Technical Abstract: Atmospheric carbon dioxide (CO2) has risen from about 280 to 380 micromol/mol since the beginning of the industrial revolution due mainly to burning of fossil fuels. Free-Air CO2 Enrichment (FACE) arrays have been devised with large areas and undisturbed aerial conditions that allow secondary soil or gas treatments. Limitations include cost of CO2, complexity, and inability to provide CO2 X temperature interactions across controlled wide ranges of temperatures. This modeling study predicted CO2 dispersion within several types of emission arrays including ground-level area-source emitters, upwind vertical vent pipe emitters, elevated within-block area-source emitters, and combinations of each, for vegetation ranging from a tall 40-m forest to a short 0.3-m grassland.
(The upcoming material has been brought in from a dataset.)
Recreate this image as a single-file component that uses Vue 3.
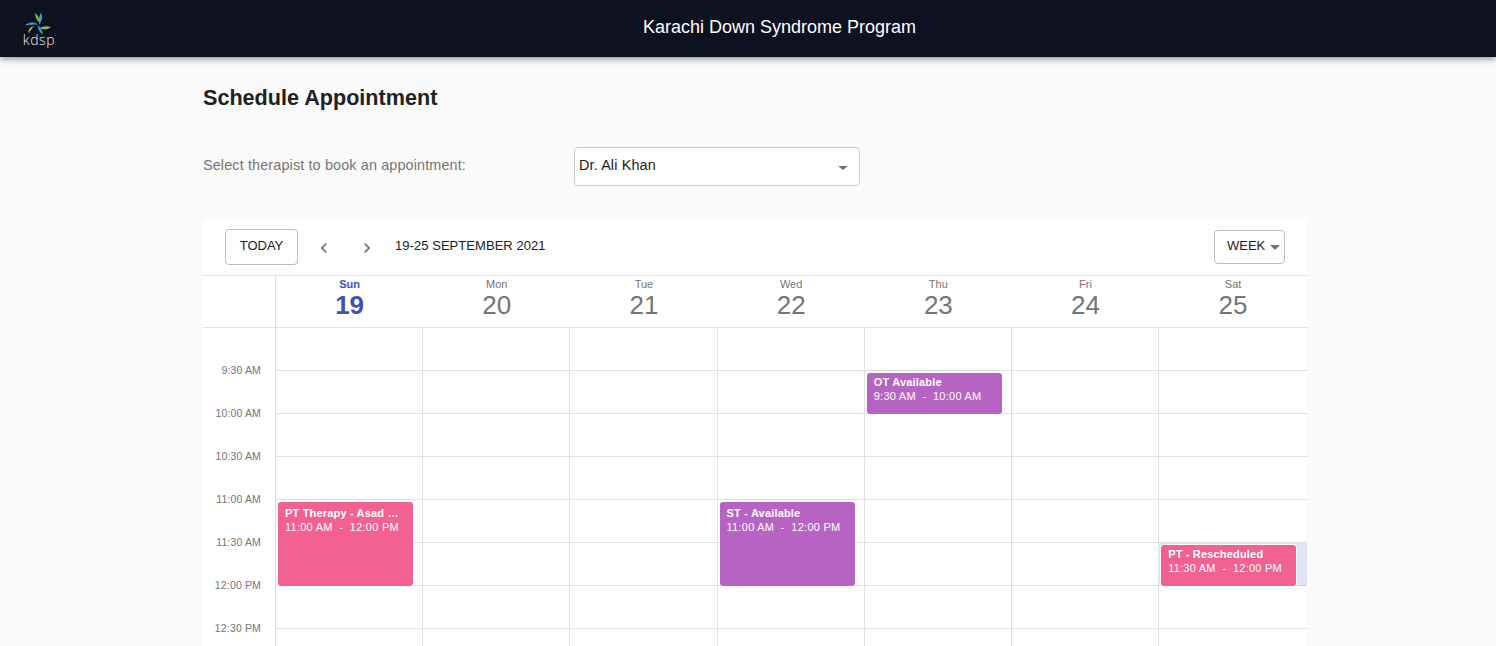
<script setup>
const times = ['9:30 AM', '10:00 AM', '10:30 AM', '11:00 AM', '11:30 AM', '12:00 PM', '12:30 PM']

const days = [
  { name: 'Sun', date: 19, today: true, events: [] },
  { name: 'Mon', date: 20, events: [] },
  { name: 'Tue', date: 21, events: [] },
  { name: 'Wed', date: 22, events: [] },
  { name: 'Thu', date: 23, events: [] },
  { name: 'Fri', date: 24, events: [] },
  { name: 'Sat', date: 25, events: [] },
]

// slot index counted from the first line of the grid (9:00 AM), each slot 43px
const slot = 43
days[0].events.push({ title: 'PT Therapy - Asad …', time: '11:00 AM  -  12:00 PM', from: 4, span: 2, color: '#f26192' })
days[3].events.push({ title: 'ST - Available', time: '11:00 AM  -  12:00 PM', from: 4, span: 2, color: '#b763c4' })
days[4].events.push({ title: 'OT Available', time: '9:30 AM  -  10:00 AM', from: 1, span: 1, color: '#b763c4' })
days[6].events.push({ title: 'PT - Rescheduled', time: '11:30 AM  -  12:00 PM', from: 5, span: 1, color: '#f26192', shaded: true })

const eventStyle = (ev) => ({
  top: ev.from * slot + 2 + 'px',
  height: ev.span * slot - 2 + 'px',
  background: ev.color,
})
</script>

<template>
  <div class="page">
    <header class="topbar">
      <div class="logo">
        <svg width="32" height="26" viewBox="22 10 32 26">
          <path d="M40 12.5C42 17 41 21 38 24.5C37.2 20 38 16.5 40 12.5Z" fill="#2aa5d6" />
          <path d="M34 13C37 15 38 18 38.3 22C35.6 20.4 34.4 17 34 13Z" fill="#86c440" />
          <path d="M24 25.2C28 21.6 33 21.6 37.5 24.5C33 24.6 28 24.8 24 25.2Z" fill="#2aa5d6" />
          <path d="M28 33.5C26.4 30 29 26.8 33.8 26C31 28 29.2 30.5 28 33.5Z" fill="#86c440" />
          <path d="M50 27C46 25.4 42 26.2 38.5 28C42 29.8 46.5 30 50 27Z" fill="#86c440" />
          <path d="M42 34C38.6 32.8 36.6 29 37 25C39.4 27.6 41.2 30.5 42 34Z" fill="#2aa5d6" />
        </svg>
        <span class="logo-text">kdsp</span>
      </div>
      <div class="app-title">Karachi Down Syndrome Program</div>
    </header>

    <main class="content">
      <h1 class="heading">Schedule Appointment</h1>

      <div class="therapist-row">
        <label class="therapist-label">Select therapist to book an appointment:</label>
        <div class="select">
          <span>Dr. Ali Khan</span>
          <i class="caret small"></i>
        </div>
      </div>

      <section class="calendar">
        <div class="toolbar">
          <button class="today-btn">TODAY</button>
          <button class="nav-btn">
            <svg width="20" height="20" viewBox="0 0 24 24"><path d="M15.4 7.4 14 6l-6 6 6 6 1.4-1.4L10.8 12z" fill="#757575" /></svg>
          </button>
          <button class="nav-btn">
            <svg width="20" height="20" viewBox="0 0 24 24"><path d="M10 6 8.6 7.4l4.6 4.6-4.6 4.6L10 18l6-6z" fill="#757575" /></svg>
          </button>
          <span class="range">19-25 SEPTEMBER 2021</span>
          <div class="view-select">
            <span>WEEK</span>
            <i class="caret"></i>
          </div>
        </div>

        <div class="day-head">
          <div class="time-corner"></div>
          <div v-for="d in days" :key="d.name" class="day-cell" :class="{ today: d.today }">
            <div class="day-name">{{ d.name }}</div>
            <div class="day-num">{{ d.date }}</div>
          </div>
        </div>

        <div class="week">
          <div class="time-col">
            <div class="time-first"></div>
            <div v-for="t in times" :key="t" class="time-label"><span>{{ t }}</span></div>
          </div>
          <div v-for="d in days" :key="d.name" class="day-col">
            <div v-for="n in 8" :key="n" class="slot"></div>
            <template v-for="ev in d.events" :key="ev.title">
              <div v-if="ev.shaded" class="shade" :style="{ top: ev.from * slot + 'px', height: ev.span * slot + 'px' }"></div>
              <div class="event" :class="{ compact: ev.span === 1 }" :style="eventStyle(ev)">
                <div class="event-title">{{ ev.title }}</div>
                <div class="event-time">{{ ev.time }}</div>
              </div>
            </template>
          </div>
        </div>
      </section>
    </main>
  </div>
</template>

<style>
html, body {
  margin: 0;
  background: #fafafa;
}
</style>

<style scoped>
.page {
  height: 646px;
  overflow: hidden;
  background: #fafafa;
  font-family: "Liberation Sans", Arial, sans-serif;
  color: #212121;
}

.topbar {
  position: relative;
  height: 57px;
  background: #0e111f;
  box-shadow: 0 2px 4px -1px rgba(0,0,0,.2), 0 4px 5px 0 rgba(0,0,0,.14), 0 1px 10px 0 rgba(0,0,0,.12);
  display: flex;
  align-items: center;
  justify-content: center;
  padding-left: 63px;
}

.logo {
  position: absolute;
  left: 23px;
  top: 10px;
  width: 32px;
  display: flex;
  flex-direction: column;
  align-items: center;
}

.logo-text {
  margin-top: -3px;
  font-family: "Open Sans", sans-serif;
  font-size: 14px;
  font-weight: 300;
  line-height: 13px;
  letter-spacing: 0.6px;
  color: #f0f0f0;
}

.app-title {
  color: #fff;
  font-size: 18px;
  margin-bottom: 3px;
}

.content {
  width: 1104px;
  margin-left: 203px;
}

.heading {
  margin: 0;
  padding-top: 27px;
  font-size: 21.6px;
  line-height: 28px;
  font-weight: 700;
  color: #212121;
}

.therapist-row {
  display: flex;
  align-items: center;
  margin-top: 35px;
}

.therapist-label {
  width: 371px;
  font-size: 14.4px;
  letter-spacing: 0.00938em;
  color: #757575;
  margin-bottom: 4px;
}

.select {
  width: 286px;
  height: 39px;
  box-sizing: border-box;
  background: #fff;
  border: 1px solid #ccc;
  border-radius: 4px;
  display: flex;
  align-items: center;
  justify-content: space-between;
  padding: 0 11px 4px 4px;
  font-size: 14.4px;
  letter-spacing: 0.00938em;
  color: #212121;
}

.caret {
  display: block;
  width: 0;
  height: 0;
  margin-top: 5px;
  border-left: 5px solid transparent;
  border-right: 5px solid transparent;
  border-top: 5px solid #757575;
}

.caret.small {
  border-top-width: 4px;
  margin-top: 6px;
}

.calendar {
  margin-top: 33px;
  background: #fff;
  border-radius: 4px 4px 0 0;
}

.toolbar {
  height: 56px;
  display: flex;
  align-items: center;
  padding: 0 22px;
  border-bottom: 1px solid #e0e0e0;
}

.today-btn {
  width: 73px;
  height: 36px;
  box-sizing: border-box;
  background: #fff;
  border: 1px solid #bdbdbd;
  border-radius: 4px;
  font-family: inherit;
  font-size: 13px;
  color: #212121;
  padding: 0 0 4px;
}

.nav-btn {
  width: 24px;
  height: 24px;
  padding: 2px 0 0;
  border: 0;
  background: none;
  margin-left: 14px;
  margin-right: 5px;
  display: flex;
  align-items: center;
  justify-content: center;
}

.range {
  margin-left: 11px;
  font-size: 13px;
  letter-spacing: 0.05px;
  color: #212121;
  padding-bottom: 3px;
}

.view-select {
  margin-left: auto;
  width: 71px;
  height: 34px;
  box-sizing: border-box;
  border: 1px solid #bdbdbd;
  border-radius: 4px;
  display: flex;
  align-items: center;
  padding: 0 4px 4px 12px;
  gap: 5px;
  font-size: 13px;
}

.day-head {
  display: grid;
  grid-template-columns: 73px repeat(6, 147.2px) 1fr;
  height: 51px;
  border-bottom: 1px solid #e0e0e0;
}

.time-corner {
  border-right: 1px solid #e0e0e0;
}

.day-cell {
  text-align: center;
  color: #757575;
  padding-top: 2px;
}

.day-name {
  font-size: 11px;
  line-height: 13px;
}

.day-num {
  font-size: 26px;
  line-height: 28px;
}

.today {
  color: #3f51b5;
}

.today .day-name,
.today .day-num {
  font-weight: 700;
}

.week {
  display: grid;
  grid-template-columns: 73px repeat(6, 147.2px) 1fr;
}

.time-col {
  border-right: 1px solid #e0e0e0;
}

.time-first {
  height: 43px;
}

.time-label {
  height: 43px;
  position: relative;
}

.time-label span {
  position: absolute;
  top: -7px;
  right: 14px;
  font-size: 10.5px;
  line-height: 12px;
  letter-spacing: 0.15px;
  color: #757575;
  white-space: nowrap;
}

.day-col {
  position: relative;
  border-right: 1px solid #e0e0e0;
}

.day-col:last-child {
  border-right: 0;
}

.slot {
  height: 43px;
  box-sizing: border-box;
  border-bottom: 1px solid #e0e0e0;
}

.event {
  position: absolute;
  left: 2px;
  width: 135px;
  box-sizing: border-box;
  padding: 4px 7px;
  border-radius: 3px;
  box-shadow: 0 0 0 1px #fff;
  color: #fff;
  font-size: 11px;
  line-height: 14px;
  overflow: hidden;
}

.event.compact {
  padding-top: 2px;
}

.event-title {
  font-weight: 700;
  letter-spacing: 0.18px;
  white-space: nowrap;
}

.event-time {
  letter-spacing: 0.25px;
  white-space: pre;
}

.shade {
  position: absolute;
  left: 0;
  right: 0;
  background: rgba(63, 81, 181, 0.15);
}
</style>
A two-dimensional vertical eddy diffusion and horizontal mass transport model was used to predict CO2 dispersion. The combination of elevated area-source emitters with upwind vertical vent pipes predicted the most uniform distributions of CO2, but the upwind vertical vent pipe emitters alone gave satisfactory distributions, and are easier to set up for experiments. As expected, predicted CO2 costs were proportional to the height and area of vegetation.